Архиепископ тяжко, с натугой пропел одну громоподобную фразу, вторую. У Михаила заложило уши. Панкратов презрительно поднял плечи, и погоны коснулись его ушей, отмороженных красных мочек.

Дьякон вдруг выше, высоко поднял горящую свечу. Гермоген раскинул руки – в одной дикирий, в другой трикирий. Перекрестил руки; огонь заполыхал мощнее на сквозняке, морозным копьем пронзающем толстую плотную духоту.

Дьякон, широкогрудый, мощный, как баржа по весне на Иртыше, груженная углем, набрал в легкие щедро воздуху.

– Их Величеств Государя Императора и Государыни Императрицы-ы-ы-ы-ы…

Сашка Люкин посмотрел на Лямина, как на зачумленного.

– Што, сбрендили? – беззвучно проронил Мерзляков.

– Их Высочеств!.. Великих Княжон Ольги, Татианы, Марии, Анастасиии-и-и-и…

Буржуй дернул плечами и заверещал:

– Эй ты, стой! Заткнись!

Куда там! Вокруг вся могучая толпа странно, едино качнулась и празднично возроптала. Писк Буржуя угас в гудящем и плывущем пространстве. Сгинул во вспышках – в угольном подкупольном мраке – лимонных, прокопченных страданием нимбов и алых далматиков.

– Его Высочества Великого Князя, наследника Цесаревича-а-а-а… Алексия-а-а-а-а!

– Молчать! – беззвучно из-под висячих табачных усов крикнул Андрусевич.

– Многая, многая, мно-о-о-огая… ле-е-е-е-е-ета-а-а-а-а!

Конвой увидал то, что видеть было нельзя. Народ валился на колени, и его было с колен не поднять. Ни ружьем, ни штыком, ни прикладом.

Если бы они сейчас всех перестреляли, перекосили в этой проклятой вонючей церкви из пулемета – никто бы все равно с колен не встал.

Темный воздух резко, радостно просветлел. Лямин задрал башку: откуда свет?

«Будь проклят этот свет. Этот чертов храм!»

Старался не смотреть на Панкратова.

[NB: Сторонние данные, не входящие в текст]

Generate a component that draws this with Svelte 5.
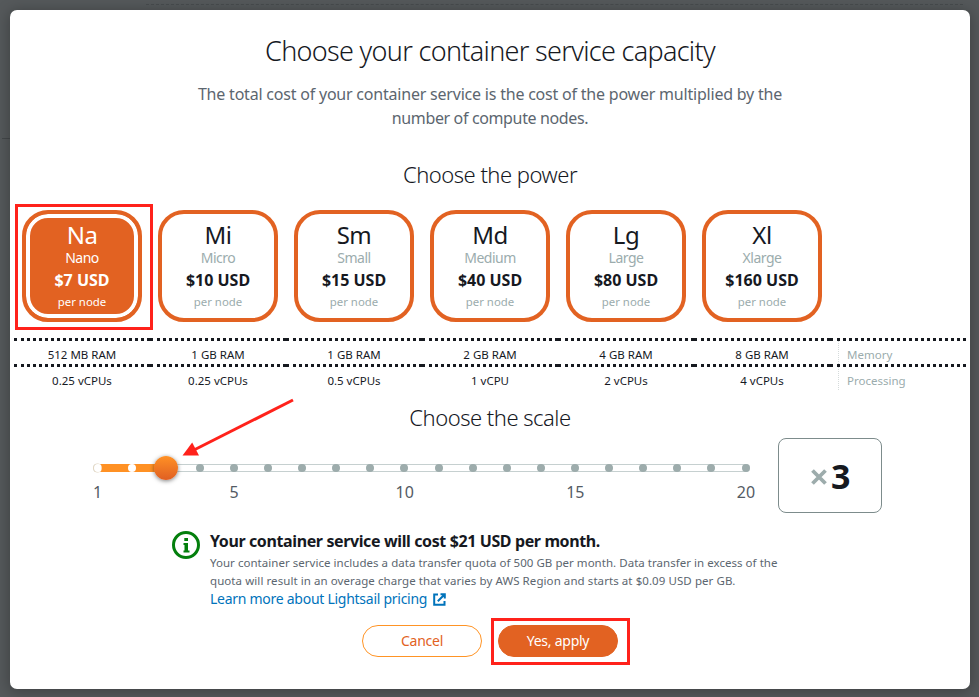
<script>
  const plans = [
    { code: 'Na', name: 'Nano', price: '$7 USD', ram: '512 MB RAM', cpu: '0.25 vCPUs' },
    { code: 'Mi', name: 'Micro', price: '$10 USD', ram: '1 GB RAM', cpu: '0.25 vCPUs' },
    { code: 'Sm', name: 'Small', price: '$15 USD', ram: '1 GB RAM', cpu: '0.5 vCPUs' },
    { code: 'Md', name: 'Medium', price: '$40 USD', ram: '2 GB RAM', cpu: '1 vCPU' },
    { code: 'Lg', name: 'Large', price: '$80 USD', ram: '4 GB RAM', cpu: '2 vCPUs' },
    { code: 'Xl', name: 'Xlarge', price: '$160 USD', ram: '8 GB RAM', cpu: '4 vCPUs' }
  ];
  const steps = Array.from({ length: 20 }, (_, i) => i + 1);
  const labelled = [1, 5, 10, 15, 20];
  let selected = $state('Na');
  let scale = $state(3);
  const offset = (n) => ((n - 1) / 19) * 100;
</script>

<div class="backdrop">
  <div class="rule-top"></div>
  <div class="rule-left"></div>
  <main class="modal">
    <h1>Choose your container service capacity</h1>
    <p class="intro">
      The total cost of your container service is the cost of the power multiplied by the<br />
      <span>number of compute nodes.</span>
    </p>

    <h2>Choose the power</h2>
    <div class="plans">
      {#each plans as p}
        <button class="plan" class:selected={p.code === selected} onclick={() => (selected = p.code)}>
          <span class="code">{p.code}</span>
          <span class="name">{p.name}</span>
          <span class="price">{p.price}</span>
          <span class="per">per node</span>
        </button>
      {/each}
      <div class="mark mark-plan"></div>
    </div>

    <div class="specs">
      {#each plans as p}<div class="cell">{p.ram}</div>{/each}
      <div class="cell legend"><span>Memory</span></div>
    </div>
    <div class="specs">
      {#each plans as p}<div class="cell">{p.cpu}</div>{/each}
      <div class="cell legend"><span>Processing</span></div>
    </div>

    <h2 class="scale-title">Choose the scale</h2>
    <div class="scale">
      <div class="slider">
        <div class="track">
          <div class="rail">
            <div class="fill" style="width:{offset(scale)}%"></div>
            {#each steps as n}
              <i class="stop" class:on={n < scale} style="left:{offset(n)}%"></i>
            {/each}
            <i class="thumb" style="left:{offset(scale)}%"></i>
          </div>
        </div>
        <div class="ticks">
          {#each labelled as n}<span style="left:{offset(n)}%">{n}</span>{/each}
        </div>
      </div>
      <div class="count">
        <svg width="16" height="16" viewBox="0 0 16 16"><path d="M1.500 1.500L14.500 14.500M14.500 1.500L1.500 14.500" stroke="#9dacac" stroke-width="3.8" fill="none" /></svg>
        <b>{scale}</b>
      </div>
      <svg class="arrow" width="114" height="62" viewBox="0 0 114 62">
        <path d="M111 3L12 53" stroke="#ff221b" stroke-width="3" fill="none" />
        <path d="M0.500 58.500L10.200 45.500L17 58.500Z" fill="#ff221b" />
      </svg>
    </div>

    <div class="info">
      <svg class="info-icon" width="28" height="28" viewBox="0 0 28 28">
        <circle cx="14" cy="14" r="12.500" fill="none" stroke="#037f0c" stroke-width="3" />
        <path d="M12.300 7H16V10H12.300ZM12 12H16V19.500H17.500V21.500H11.500V19.500H12.500V14H11.500V12Z" fill="#037f0c" />
      </svg>
      <div>
        <strong>Your container service will cost $21 USD per month.</strong>
        <p>
          Your container service includes a data transfer quota of 500 GB per month. Data transfer in excess of the<br />
          <span>quota will result in an overage charge that varies by AWS Region and starts at $0.09 USD per GB.</span>
        </p>
        <a href="#pricing">
          Learn more about Lightsail pricing
          <svg width="13" height="13" viewBox="0 0 13 13" fill="none" stroke="#0073bb" stroke-width="2">
            <path d="M5 1.500H1.200V11.800H11.500V8M7.500 1.200H11.800V5.500M11.500 1.500L4.800 8.200" />
          </svg>
        </a>
      </div>
    </div>

    <div class="actions">
      <button class="btn">Cancel</button>
      <div class="primary-wrap">
        <button class="btn primary">Yes, apply</button>
        <div class="mark mark-apply"></div>
      </div>
    </div>
  </main>
</div>

<style>
  :global(body) { margin: 0; overflow: hidden; }
  * { box-sizing: border-box; }
  button { font: inherit; cursor: pointer; }
  .backdrop {
    position: relative;
    height: 697px;
    padding: 10px 9px 8px 10px;
    background: #55595b;
    font-family: "Noto Sans", "Open Sans", sans-serif;
    color: #16191f;
    overflow: hidden;
  }
  .rule-top { position: absolute; left: 146px; right: 16px; top: 4px; border-top: 1px dashed #484c4e; }
  .rule-left { position: absolute; left: 2px; width: 8px; top: 138px; border-top: 1px solid #44484a; }
  .modal {
    position: relative;
    height: 679px;
    background: #fff;
    border-radius: 7px;
    box-shadow: 0 2px 14px 2px rgba(0, 0, 0, 0.25);
  }
  h1, h2 { margin: 0; font-weight: 300; text-align: center; }
  h1 { padding-top: 22px; font-size: 27px; line-height: 37px; letter-spacing: -0.69px; }
  .intro {
    margin: 13px 0 0;
    font-size: 16px;
    line-height: 24px;
    letter-spacing: -0.21px;
    text-align: center;
    color: #5c666f;
  }
  .intro span { letter-spacing: -0.36px; }
  h2 { margin-top: 29px; font-size: 22px; line-height: 30px; letter-spacing: -0.5px; }

  .plans { position: relative; display: flex; gap: 16px; margin-top: 21px; padding-left: 12px; }
  .plan {
    display: flex;
    flex-direction: column;
    align-items: center;
    width: 120px;
    height: 112px;
    padding: 8px 0 0;
    border: 4px solid #e26222;
    border-radius: 26px;
    background: #fff;
    color: #16191f;
  }
  .selected { background: #e26222; box-shadow: inset 0 0 0 4px #fff; }
  .plan span { display: block; }
  .code { font-size: 24px; line-height: 26px; letter-spacing: -0.5px; }
  .name { font-size: 14px; line-height: 19px; letter-spacing: -0.5px; color: #9bacad; }
  .price { font-size: 16px; line-height: 26px; font-weight: 700; }
  .per { font-size: 11.4px; line-height: 18px; color: #9bacad; }
  .selected span { color: #fff; }

  .specs { display: flex; margin-left: 4px; }
  .plans + .specs { margin-top: 16px; }
  .cell {
    width: 136px;
    height: 26px;
    padding-top: 4px;
    border-top: 3px dotted #16191f;
    font-size: 11.5px;
    line-height: 20px;
    text-align: center;
  }
  .legend { text-align: left; color: #9bacad; }
  .legend span { display: block; height: 23px; margin: -4px 0 0 8px; padding: 4px 0 0 8px; border-left: 1px dotted #d5dbdb; }

  h2.scale-title { margin-top: 12px; }
  .scale { position: relative; display: flex; margin-top: 6px; padding-left: 83px; }
  .slider { width: 657px; padding-top: 26px; }
  .track { height: 8px; padding: 0 4.500px; border: solid #c6d0d0; border-width: 1px 0; border-radius: 4px; }
  .rail { position: relative; height: 8px; margin-top: -1px; }
  .fill { height: 8px; background: #ff9124; }
  .stop {
    position: absolute;
    top: 0;
    width: 8px;
    height: 8px;
    margin-left: -4px;
    border-radius: 50%;
    background: #9dacac;
  }
  .stop.on { background: #fff; }
  .stop.on:first-of-type { box-shadow: -0.500px 0 0 0.500px #e0d3bd; clip-path: inset(-1px 0 -1px -2px); }
  .thumb {
    position: absolute;
    top: -8px;
    width: 24px;
    height: 24px;
    margin-left: -12px;
    border-radius: 50%;
    background: linear-gradient(#ff9125, #e05f22);
    box-shadow: 0 1px 4px rgba(0, 0, 0, 0.5);
  }
  .ticks { position: relative; height: 24px; margin: 8px 4px 0 4.500px; }
  .ticks span {
    position: absolute;
    transform: translateX(-50%);
    font-size: 16px;
    line-height: 24px;
    color: #545b64;
  }
  .count {
    display: flex;
    align-items: center;
    width: 104px;
    height: 75px;
    margin-left: 28px;
    padding-left: 32px;
    border: 1px solid #7d8c8c;
    border-radius: 8px;
  }
  .count svg { margin-top: 2px; }
  .count b { margin-left: 4px; font-size: 34px; line-height: 46px; }
  .arrow { position: absolute; left: 172px; top: -41px; }

  .info { display: flex; margin: 17px 0 0 162px; }
  .info-icon { margin: 1px 10px 0 0; }
  .info strong { display: block; font-size: 16px; line-height: 22px; letter-spacing: -0.385px; white-space: nowrap; }
  .info p { margin: 2px 0 0; font-size: 11.5px; line-height: 18px; letter-spacing: 0.035px; color: #5c666f; white-space: nowrap; }
  .info p span { letter-spacing: 0.075px; }
  .info a { display: flex; align-items: center; gap: 6px; font-size: 14px; line-height: 18px; letter-spacing: -0.27px; color: #0073bb; text-decoration: none; }

  .actions { display: flex; gap: 16px; margin: 17px 0 0 352px; }
  .primary-wrap { position: relative; }
  .btn {
    width: 120px;
    height: 32px;
    padding: 0;
    border: 1px solid #ff9425;
    border-radius: 16px;
    background: #fff;
    font-size: 14px;
    line-height: 30px;
    letter-spacing: -0.25px;
    color: #e26222;
  }
  .primary { border-color: #e26222; background: #e26222; color: #fff; }

  .mark { position: absolute; border: 3px solid #ff221b; pointer-events: none; }
  .mark-plan { left: 5px; top: -6px; width: 138px; height: 126px; }
  .mark-apply { left: -7px; top: -7px; width: 139px; height: 47px; }
</style>
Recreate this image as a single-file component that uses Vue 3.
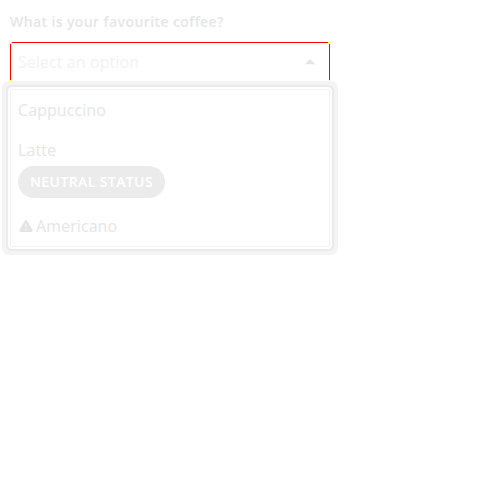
<script setup>
const label = 'What is your favourite coffee?'
</script>

<template>
  <main class="field">
    <div class="label">{{ label }}</div>
    <div class="select">
      <span class="placeholder">Select an option</span>
      <svg class="caret" width="10" height="6" viewBox="0 0 10 6"><path d="M0 5.2 4.3.4Q5 0 5.7.4L10 5.2Z" fill="#e4e4e4" /></svg>
      <i class="corner tl"></i><i class="corner tr"></i><i class="corner bl"></i><i class="corner br"></i>
    </div>
    <div class="list">
      <div class="option">Cappuccino</div>
      <div class="option latte">
        <span>Latte</span>
        <span class="status">NEUTRAL STATUS</span>
      </div>
      <div class="option last">
        <svg class="warn" width="14" height="12" viewBox="0 0 14 12">
          <path d="M5.8.7Q7-.6 8.2.7L13.5 10Q14 12 12.4 12H1.6Q0 12 .5 10Z" fill="#e4e4e4" />
          <path d="M7 4V7.2M7 8.6V10.2" stroke="#f6f6f6" stroke-width="1.5" />
        </svg>
        <span>Americano</span>
      </div>
    </div>
  </main>
</template>

<style scoped>
.field {
  box-sizing: border-box;
  width: 340px;
  padding: 10px;
  font: 16px/24px "Open Sans", sans-serif;
  letter-spacing: 0.08px;
  color: #e6e6e6;
}
.label {
  height: 32px;
  font-size: 14px;
  font-weight: 600;
  letter-spacing: 0.4px;
}
.select {
  position: relative;
  box-sizing: border-box;
  height: 40px;
  display: flex;
  align-items: center;
  justify-content: space-between;
  padding: 0 14px 0 7px;
  border: 1px solid #f00;
  border-radius: 2px;
  color: #f2f2f2;
}
.corner {
  position: absolute;
  width: 2px;
  height: 2px;
  background: linear-gradient(#ff0, #ff0) 1px 0 / 1px 1px no-repeat,
    linear-gradient(#ff0, #ff0) 0 1px / 1px 1px no-repeat, #fff;
}
.tl { top: -1px; left: -1px; }
.tr { top: -1px; right: -1px; transform: scaleX(-1); }
.bl { bottom: -1px; left: -1px; transform: scaleY(-1); }
.br { bottom: -1px; right: -1px; transform: scale(-1); }
.list {
  position: relative;
  box-sizing: border-box;
  height: 158px;
  margin-top: 7px;
  padding: 0 7px;
  border: 1px solid #f3f3f3;
  border-radius: 2px;
  background: #fff;
  box-shadow: 0 0 0 2px #fff, 0 0 0 4px #ebebeb, 0 0 0 8px #f4f4f4;
}
.option {
  padding-top: 8px;
  height: 32px;
}
.latte {
  display: flex;
  flex-direction: column;
  align-items: flex-start;
  gap: 4px;
  height: 68px;
}
.status {
  height: 32px;
  line-height: 32px;
  padding: 0 12px;
  border-radius: 16px;
  background: #ebebeb;
  color: #fff;
  font-size: 14px;
  font-weight: 600;
  letter-spacing: 0.4px;
}
.last {
  display: flex;
  align-items: center;
  height: 24px;
  gap: 3px;
  padding-left: 1px;
}
</style>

Теперь комиссар ему задаст! Почему – ему, он и сам не знал. Старшим у них был Мерзляков, мрачный молчун. Лишь глянет – вытянешься во фрунт. Глаза такие, бандитские, собачьи, ножами режут.

Толпа качнулась вперед, назад. Толпа готова была подхватить царей на руки. Проклятье! Как мать.

Толпа – мать, и царь – отец. Как все просто. И пошло.

Как обычно устроен мир.

Но теперь мы его перестроим. Перекроим!

И никаким Гермогенам… в их ризах, в парче…

– …та-а-а-а-а…

Под куполом эхо умерло. И кусками слез и дыхания обваливалась, как штукатурка, тишина.

Гермоген счастливо перекрестил паству. А рука его дрожала.

…Мерзляков и Панкратов дождались отпуста и целования креста. Народ уходил медленно, нехотя, люди оглядывались; и глядели даже не на царей – на них, стрелков, на конвой, будто они были какие попугаи заморские.

Михаил зло скрипнул зубами.

При выходе из церкви постарался боком, локтем задеть Марию, прижаться. Она хотела шарахнуться, он видел; потом удержалась, дрогнула круглым, как репа, подбородком, губы расползлись в робкой улыбке.

– Извините. Я вас задела.

– Это я вас задел.

Снег капустно, хрипло хрустел, пел, пищал под сапогами, валенками, ботами, котами, катанками, лаптями, башмаками. Лямин знал: комиссар и Мерзляков остались в церкви. Они сейчас архиепископа и дьякона вилами, как ужей, к стене прижмут.

А может, и к стенке поставят. Сейчас быстрое время, и быстрые пули.


* * *


Лямин раскуривал «козью ножку». Свернул из старой газеты. Пока сворачивал, читал объявления в траурных рамках: «ВЫРАЖАЕМ СОБОЛЕЗНОВАНИЯ…", «С ПРИСКОРБИЕМ СООБЩАЕТ СТАТСКИЙ СОВЕТНИК ИГОРЬ ФЕДОРОВИЧ ГОНЗАГО О КОНЧИНЕ ЛЮБИМОЙ СУПРУГИ ЕКАТЕРИНЫ…»

Смерти, смерти. Сколько их. Смерть на смерти сидит и смертью погоняет. В жизни нынче вокруг только смерть – а он все жив. Вот чертяка. Втягивал дым и себе удивлялся.

Ушки на макушке: слушал, что товарищи балакают.